[Pages as source code]
▼▼▼
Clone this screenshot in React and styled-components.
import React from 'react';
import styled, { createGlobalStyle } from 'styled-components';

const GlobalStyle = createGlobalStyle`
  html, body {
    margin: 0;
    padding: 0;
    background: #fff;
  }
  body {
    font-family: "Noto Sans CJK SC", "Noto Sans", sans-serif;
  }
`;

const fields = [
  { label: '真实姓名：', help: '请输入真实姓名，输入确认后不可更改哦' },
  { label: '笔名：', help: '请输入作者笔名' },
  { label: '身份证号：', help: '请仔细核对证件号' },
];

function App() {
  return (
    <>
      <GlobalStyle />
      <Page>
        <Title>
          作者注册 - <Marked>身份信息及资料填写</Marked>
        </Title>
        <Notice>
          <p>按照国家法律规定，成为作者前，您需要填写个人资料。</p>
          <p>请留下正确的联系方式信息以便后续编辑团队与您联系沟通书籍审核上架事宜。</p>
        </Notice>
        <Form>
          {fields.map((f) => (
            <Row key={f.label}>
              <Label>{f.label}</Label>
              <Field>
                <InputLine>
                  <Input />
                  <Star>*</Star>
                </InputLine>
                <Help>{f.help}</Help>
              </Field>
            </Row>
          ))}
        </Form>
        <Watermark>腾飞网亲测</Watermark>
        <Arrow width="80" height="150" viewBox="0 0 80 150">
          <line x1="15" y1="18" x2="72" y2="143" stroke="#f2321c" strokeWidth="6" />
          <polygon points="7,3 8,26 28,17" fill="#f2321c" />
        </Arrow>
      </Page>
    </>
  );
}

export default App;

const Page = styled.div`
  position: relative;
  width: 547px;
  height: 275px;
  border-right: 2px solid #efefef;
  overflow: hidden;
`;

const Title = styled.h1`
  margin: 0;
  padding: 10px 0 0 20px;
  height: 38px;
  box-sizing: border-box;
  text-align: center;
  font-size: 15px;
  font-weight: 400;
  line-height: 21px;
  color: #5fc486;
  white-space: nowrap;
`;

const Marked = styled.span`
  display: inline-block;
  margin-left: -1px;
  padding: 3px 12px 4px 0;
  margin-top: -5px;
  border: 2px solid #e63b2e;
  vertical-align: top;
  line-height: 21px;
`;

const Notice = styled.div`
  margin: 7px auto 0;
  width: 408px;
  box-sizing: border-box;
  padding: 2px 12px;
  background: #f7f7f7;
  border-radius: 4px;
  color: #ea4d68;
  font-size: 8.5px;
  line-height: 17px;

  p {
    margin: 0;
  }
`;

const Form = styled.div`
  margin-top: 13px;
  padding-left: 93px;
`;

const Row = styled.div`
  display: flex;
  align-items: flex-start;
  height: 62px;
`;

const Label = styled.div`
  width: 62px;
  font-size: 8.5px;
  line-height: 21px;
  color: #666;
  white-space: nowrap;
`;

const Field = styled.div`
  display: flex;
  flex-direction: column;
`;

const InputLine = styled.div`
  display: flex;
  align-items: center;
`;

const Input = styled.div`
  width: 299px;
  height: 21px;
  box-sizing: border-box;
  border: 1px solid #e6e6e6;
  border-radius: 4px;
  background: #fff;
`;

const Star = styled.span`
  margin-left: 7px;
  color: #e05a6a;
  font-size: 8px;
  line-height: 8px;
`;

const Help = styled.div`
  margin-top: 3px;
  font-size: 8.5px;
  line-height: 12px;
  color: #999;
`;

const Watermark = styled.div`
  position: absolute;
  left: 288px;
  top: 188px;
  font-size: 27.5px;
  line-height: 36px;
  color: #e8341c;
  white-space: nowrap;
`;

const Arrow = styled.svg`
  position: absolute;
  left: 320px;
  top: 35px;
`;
▲▲▲
▼▼▼
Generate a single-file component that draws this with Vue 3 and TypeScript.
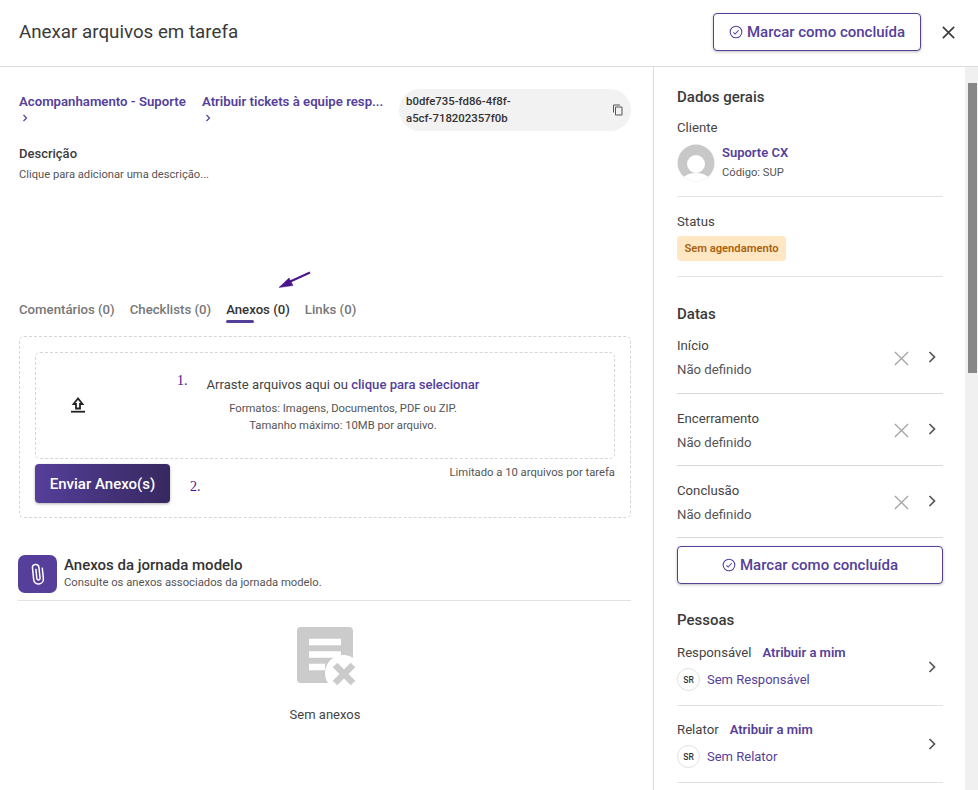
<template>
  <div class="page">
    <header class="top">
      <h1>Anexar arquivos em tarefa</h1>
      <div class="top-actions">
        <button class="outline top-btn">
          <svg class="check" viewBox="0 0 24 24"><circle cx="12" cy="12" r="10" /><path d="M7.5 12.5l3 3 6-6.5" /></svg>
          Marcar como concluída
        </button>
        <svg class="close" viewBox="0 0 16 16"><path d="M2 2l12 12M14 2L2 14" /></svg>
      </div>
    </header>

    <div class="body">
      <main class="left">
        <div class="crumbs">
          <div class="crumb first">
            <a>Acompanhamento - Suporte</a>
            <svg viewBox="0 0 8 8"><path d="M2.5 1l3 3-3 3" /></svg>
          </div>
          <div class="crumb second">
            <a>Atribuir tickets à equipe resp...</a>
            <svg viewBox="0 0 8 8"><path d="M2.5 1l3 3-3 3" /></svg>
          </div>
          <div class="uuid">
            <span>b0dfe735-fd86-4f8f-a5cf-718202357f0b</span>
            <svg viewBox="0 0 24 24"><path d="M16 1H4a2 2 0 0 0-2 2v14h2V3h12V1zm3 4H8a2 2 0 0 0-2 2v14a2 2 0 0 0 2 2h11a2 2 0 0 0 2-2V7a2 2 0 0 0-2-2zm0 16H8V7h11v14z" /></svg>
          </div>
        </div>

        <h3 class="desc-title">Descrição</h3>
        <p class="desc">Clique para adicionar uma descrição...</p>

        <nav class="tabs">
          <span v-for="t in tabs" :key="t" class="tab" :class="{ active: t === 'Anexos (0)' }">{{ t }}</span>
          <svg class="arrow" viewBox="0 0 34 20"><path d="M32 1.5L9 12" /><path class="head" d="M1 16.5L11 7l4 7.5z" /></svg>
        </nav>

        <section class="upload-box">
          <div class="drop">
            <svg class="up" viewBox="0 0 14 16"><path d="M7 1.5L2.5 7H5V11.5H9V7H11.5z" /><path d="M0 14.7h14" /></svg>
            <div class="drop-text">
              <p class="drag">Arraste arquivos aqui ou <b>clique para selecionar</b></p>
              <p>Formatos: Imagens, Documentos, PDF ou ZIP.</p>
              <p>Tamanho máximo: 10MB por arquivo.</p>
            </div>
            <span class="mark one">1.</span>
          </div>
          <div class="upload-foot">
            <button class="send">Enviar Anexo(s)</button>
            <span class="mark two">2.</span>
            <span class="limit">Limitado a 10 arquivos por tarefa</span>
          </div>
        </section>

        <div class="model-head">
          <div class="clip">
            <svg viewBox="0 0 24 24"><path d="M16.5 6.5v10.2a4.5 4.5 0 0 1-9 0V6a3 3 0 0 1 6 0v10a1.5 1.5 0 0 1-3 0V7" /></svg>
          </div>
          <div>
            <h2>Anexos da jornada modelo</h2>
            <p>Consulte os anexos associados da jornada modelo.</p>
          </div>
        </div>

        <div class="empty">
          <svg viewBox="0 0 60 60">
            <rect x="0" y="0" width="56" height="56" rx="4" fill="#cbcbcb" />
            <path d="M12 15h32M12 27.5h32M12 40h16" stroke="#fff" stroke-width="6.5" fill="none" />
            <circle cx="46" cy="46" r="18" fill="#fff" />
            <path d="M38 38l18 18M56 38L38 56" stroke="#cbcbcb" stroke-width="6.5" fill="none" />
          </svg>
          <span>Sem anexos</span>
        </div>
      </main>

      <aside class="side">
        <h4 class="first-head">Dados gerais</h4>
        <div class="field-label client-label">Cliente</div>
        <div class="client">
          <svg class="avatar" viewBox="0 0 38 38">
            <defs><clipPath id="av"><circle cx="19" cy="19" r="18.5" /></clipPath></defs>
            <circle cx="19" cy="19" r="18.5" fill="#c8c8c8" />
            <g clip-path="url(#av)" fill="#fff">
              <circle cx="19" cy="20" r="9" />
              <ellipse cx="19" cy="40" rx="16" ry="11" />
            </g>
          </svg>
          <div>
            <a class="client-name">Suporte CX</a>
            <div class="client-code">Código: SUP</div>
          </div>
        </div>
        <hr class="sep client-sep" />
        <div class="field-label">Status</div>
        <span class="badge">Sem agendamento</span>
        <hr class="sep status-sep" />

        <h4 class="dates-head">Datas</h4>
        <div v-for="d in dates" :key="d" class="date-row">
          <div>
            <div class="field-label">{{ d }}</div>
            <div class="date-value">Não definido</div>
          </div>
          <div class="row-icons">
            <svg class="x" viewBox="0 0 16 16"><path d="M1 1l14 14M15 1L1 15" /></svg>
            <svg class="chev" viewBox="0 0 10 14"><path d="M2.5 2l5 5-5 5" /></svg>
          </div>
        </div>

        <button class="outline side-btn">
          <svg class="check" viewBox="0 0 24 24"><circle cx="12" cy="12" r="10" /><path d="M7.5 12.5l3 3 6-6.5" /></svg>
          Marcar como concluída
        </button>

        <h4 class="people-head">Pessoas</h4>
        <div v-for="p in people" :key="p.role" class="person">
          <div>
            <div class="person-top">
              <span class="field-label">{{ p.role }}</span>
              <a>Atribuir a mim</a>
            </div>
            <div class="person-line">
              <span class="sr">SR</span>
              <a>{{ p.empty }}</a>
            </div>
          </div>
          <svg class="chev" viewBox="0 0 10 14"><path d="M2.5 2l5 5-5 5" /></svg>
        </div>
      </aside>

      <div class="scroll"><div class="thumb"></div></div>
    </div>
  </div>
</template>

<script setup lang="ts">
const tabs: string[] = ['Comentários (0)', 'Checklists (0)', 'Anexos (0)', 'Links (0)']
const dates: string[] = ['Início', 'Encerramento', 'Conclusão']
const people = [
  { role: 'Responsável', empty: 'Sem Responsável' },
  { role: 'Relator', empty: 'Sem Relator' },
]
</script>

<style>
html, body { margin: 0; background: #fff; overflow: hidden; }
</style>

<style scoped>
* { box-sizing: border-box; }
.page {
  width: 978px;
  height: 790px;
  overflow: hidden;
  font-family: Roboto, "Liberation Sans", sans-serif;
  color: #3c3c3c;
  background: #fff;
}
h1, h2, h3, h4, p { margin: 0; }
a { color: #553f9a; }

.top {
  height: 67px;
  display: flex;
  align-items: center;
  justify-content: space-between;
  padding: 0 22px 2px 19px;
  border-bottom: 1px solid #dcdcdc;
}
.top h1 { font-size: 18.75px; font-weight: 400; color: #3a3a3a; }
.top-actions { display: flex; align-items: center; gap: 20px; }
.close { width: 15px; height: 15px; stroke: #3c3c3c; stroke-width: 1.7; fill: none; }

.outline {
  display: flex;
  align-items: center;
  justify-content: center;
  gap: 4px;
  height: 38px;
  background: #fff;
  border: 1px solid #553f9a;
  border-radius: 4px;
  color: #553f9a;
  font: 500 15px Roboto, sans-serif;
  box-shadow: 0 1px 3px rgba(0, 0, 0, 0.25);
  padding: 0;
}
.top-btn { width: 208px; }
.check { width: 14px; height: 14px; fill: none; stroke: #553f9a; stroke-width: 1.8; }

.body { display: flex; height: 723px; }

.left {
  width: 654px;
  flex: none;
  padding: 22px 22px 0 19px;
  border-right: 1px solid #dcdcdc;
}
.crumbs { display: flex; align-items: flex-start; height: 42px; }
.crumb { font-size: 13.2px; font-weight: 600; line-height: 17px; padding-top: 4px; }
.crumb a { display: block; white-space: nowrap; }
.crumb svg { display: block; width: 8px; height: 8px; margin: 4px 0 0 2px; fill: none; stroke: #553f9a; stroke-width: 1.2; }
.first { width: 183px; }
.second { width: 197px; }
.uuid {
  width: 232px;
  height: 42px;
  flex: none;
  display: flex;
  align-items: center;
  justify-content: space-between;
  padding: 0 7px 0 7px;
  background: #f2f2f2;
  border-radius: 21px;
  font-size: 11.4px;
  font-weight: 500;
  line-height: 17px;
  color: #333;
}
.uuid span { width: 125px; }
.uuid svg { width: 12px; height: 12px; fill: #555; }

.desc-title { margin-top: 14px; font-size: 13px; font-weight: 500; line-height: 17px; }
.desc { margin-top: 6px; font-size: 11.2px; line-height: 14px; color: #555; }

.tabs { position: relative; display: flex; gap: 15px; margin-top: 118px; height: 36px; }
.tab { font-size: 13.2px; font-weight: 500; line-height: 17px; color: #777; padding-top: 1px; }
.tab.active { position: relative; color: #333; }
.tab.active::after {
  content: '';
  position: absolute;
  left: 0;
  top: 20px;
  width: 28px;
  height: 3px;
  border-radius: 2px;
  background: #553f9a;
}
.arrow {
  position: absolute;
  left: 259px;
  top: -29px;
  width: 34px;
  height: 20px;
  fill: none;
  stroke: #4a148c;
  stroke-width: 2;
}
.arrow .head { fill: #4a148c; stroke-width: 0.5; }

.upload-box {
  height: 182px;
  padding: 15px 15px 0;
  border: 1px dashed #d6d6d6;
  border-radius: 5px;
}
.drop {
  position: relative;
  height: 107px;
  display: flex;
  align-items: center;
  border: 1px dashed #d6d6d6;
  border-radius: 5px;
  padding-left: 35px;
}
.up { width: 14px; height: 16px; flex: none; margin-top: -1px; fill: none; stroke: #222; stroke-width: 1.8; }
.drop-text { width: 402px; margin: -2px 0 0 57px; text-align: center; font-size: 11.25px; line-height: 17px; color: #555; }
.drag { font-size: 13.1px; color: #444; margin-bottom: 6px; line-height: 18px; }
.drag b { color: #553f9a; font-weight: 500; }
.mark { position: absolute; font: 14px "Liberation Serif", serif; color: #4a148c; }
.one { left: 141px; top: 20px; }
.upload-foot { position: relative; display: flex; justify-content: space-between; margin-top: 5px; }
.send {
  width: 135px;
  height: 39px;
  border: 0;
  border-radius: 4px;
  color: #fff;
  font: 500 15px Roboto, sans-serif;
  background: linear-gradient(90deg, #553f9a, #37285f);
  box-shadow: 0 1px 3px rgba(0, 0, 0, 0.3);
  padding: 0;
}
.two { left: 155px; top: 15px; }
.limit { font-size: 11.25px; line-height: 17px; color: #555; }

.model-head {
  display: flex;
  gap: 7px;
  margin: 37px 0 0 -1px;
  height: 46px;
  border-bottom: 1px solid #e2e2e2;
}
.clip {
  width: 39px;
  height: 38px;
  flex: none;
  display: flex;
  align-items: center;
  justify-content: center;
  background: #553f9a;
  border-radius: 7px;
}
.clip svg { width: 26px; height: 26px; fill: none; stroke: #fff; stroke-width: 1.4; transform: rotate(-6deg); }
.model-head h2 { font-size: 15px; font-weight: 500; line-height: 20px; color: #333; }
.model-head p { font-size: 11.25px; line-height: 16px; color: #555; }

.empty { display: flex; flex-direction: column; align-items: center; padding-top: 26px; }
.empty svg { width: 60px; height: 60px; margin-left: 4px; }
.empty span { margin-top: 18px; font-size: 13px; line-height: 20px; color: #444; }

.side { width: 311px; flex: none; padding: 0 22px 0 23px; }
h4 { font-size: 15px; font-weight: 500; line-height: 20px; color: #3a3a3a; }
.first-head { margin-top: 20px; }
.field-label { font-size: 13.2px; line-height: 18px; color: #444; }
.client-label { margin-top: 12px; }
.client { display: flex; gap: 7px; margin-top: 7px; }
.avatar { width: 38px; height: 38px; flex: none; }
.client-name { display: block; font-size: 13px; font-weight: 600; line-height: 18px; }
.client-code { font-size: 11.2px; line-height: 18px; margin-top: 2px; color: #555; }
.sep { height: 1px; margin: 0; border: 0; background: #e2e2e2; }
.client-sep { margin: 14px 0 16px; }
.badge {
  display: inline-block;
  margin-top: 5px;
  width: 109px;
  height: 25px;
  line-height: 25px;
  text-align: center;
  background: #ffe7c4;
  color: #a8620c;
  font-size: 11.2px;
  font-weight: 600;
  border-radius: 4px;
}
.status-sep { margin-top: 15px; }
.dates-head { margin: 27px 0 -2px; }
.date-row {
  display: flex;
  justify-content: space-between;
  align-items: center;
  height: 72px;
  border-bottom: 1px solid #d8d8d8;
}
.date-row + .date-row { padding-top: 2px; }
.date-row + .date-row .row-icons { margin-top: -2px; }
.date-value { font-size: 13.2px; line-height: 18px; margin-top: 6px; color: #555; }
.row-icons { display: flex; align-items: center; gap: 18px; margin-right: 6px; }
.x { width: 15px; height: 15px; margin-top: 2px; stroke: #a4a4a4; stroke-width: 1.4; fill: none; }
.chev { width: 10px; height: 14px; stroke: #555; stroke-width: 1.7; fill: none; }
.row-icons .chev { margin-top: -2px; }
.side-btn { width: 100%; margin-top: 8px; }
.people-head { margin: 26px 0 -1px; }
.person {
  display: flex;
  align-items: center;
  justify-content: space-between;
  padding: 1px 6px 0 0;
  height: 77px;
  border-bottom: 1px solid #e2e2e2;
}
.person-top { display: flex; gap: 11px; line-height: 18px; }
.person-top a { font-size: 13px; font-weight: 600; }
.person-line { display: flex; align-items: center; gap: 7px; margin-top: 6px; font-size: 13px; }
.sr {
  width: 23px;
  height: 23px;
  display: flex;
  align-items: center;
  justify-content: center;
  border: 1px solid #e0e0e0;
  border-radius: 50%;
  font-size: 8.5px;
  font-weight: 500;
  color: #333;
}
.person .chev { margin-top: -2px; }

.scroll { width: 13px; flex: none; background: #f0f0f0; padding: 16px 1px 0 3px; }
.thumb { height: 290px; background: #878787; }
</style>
▲▲▲
[Objective]
Isolate the lines that hold the word "components" and copy all of them.

[The response]
Clone this screenshot in React and styled-components.
import styled, { createGlobalStyle } from 'styled-components';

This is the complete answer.